Project

Europe’s Current Challenges 

Both public and political debates increasingly express concern about the erosion of trust on the level of European citizenry, and that this development might threaten the foundations of a cooperative, stable, sustainable and solidary society. Falling levels of trust in established political parties, the domestic political system and the European Union, as well as the electoral success of populist, anti-establishment and Eurosceptic political parties on the far political right and left are just some examples of changing trust and distrust dynamics. Political movements and actors, as well as ordinary citizens, now openly question the legitimacy of established institutions and governments carried by democratic norms and values.

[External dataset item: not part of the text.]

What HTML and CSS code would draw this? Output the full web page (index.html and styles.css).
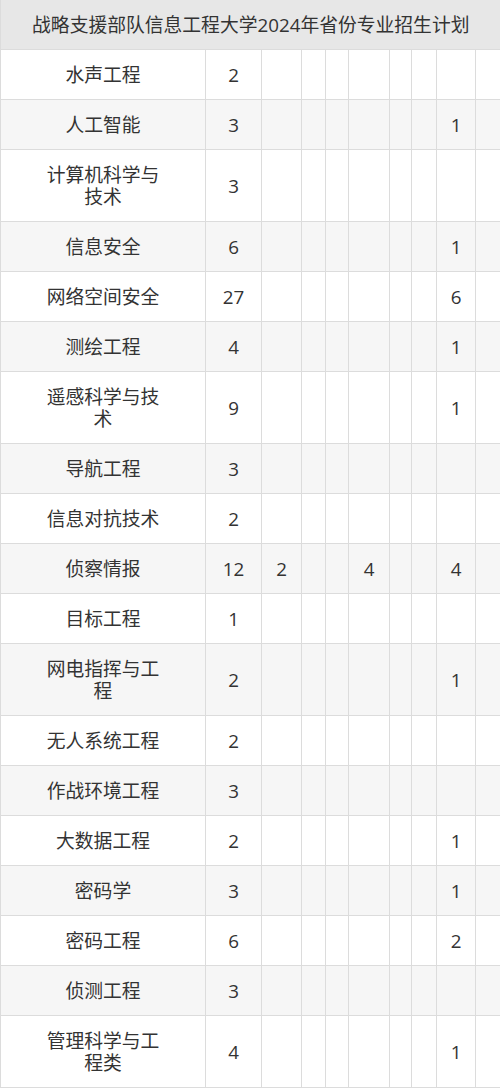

Trust and Distrust in Governance under Critical Examination

To confront these developments, it is indispensable to produce in-depth knowledge about trust and distrust in governance, and to increase the understanding of all political and social actors affected by current developments in order to propel those actions necessary to prevent harm to democratic governance. For this purpose, the EnTrust project develops a clear and coherent understanding of what forms and levels of trust are conducive for a resilient and vibrant democratic society, and which risks and challenges need to be addressed. In particular, it is devoted to answering the following research questions:

  • How strong is trust and distrust in governance across different European countries in regard to different targets of trust and distrust in governance (political governance actors, economic and financial governance actors, experts and scientists) and distinct governance levels (local, national and European)?
  • What makes these governance actors and levels trustworthy and untrustworthy in people’s view?
  • How important are instrumental and normative assessment criteria?
  • Are there substantial differences between countries, and do country-specific cultures of trust and distrust exist?
  • What helps to explain different levels and forms of trust and distrust when considering the different addressees stated above?
  • Can we identify contextual factors affecting different levels and forms of trust in the countries under study?
  • Are we able to highlight those (socio-economic, political, cultural) forces impacting the diffusion of trust and distrust across European citizenry?
  • To what degree are trust and distrust reciprocated relationships between populations and political institutions, and to what extent are these reciprocal relations consolidated and/or institutionalised?
  • How are trust and distrust constructed, deconstructed, re-enacted or reproduced within the various countries and across governance levels?

Previous research has focused on trust only, following an implicit normative judgement that trust is a ‘good’ ingredient of social order and political governance while distrust is its ‘dark’ side. At the same time, it has privileged an atomistic analysis assuming that trust is a disposition or attitudinal resource individuals either have or lack, and has been centred mostly on standardised surveys. In contrast, the EnTrust project aims to study trust and distrust as distinct, equally relevant and interrelated phenomena. Moreover, we take account of the interdependencies and reciprocities of trust and distrust in the relationships between citizens and governance actors, and apply a multi-methods approach that combines survey-based statistical analysis with experimental research and qualitative, interpretative research tools. Furthermore, EnTrust analyses trust and distrust in governance with a wider focus because we include different types of actors involved in national and European governance: political actors of representative democracy, economic and financial actors, and experts and scientists.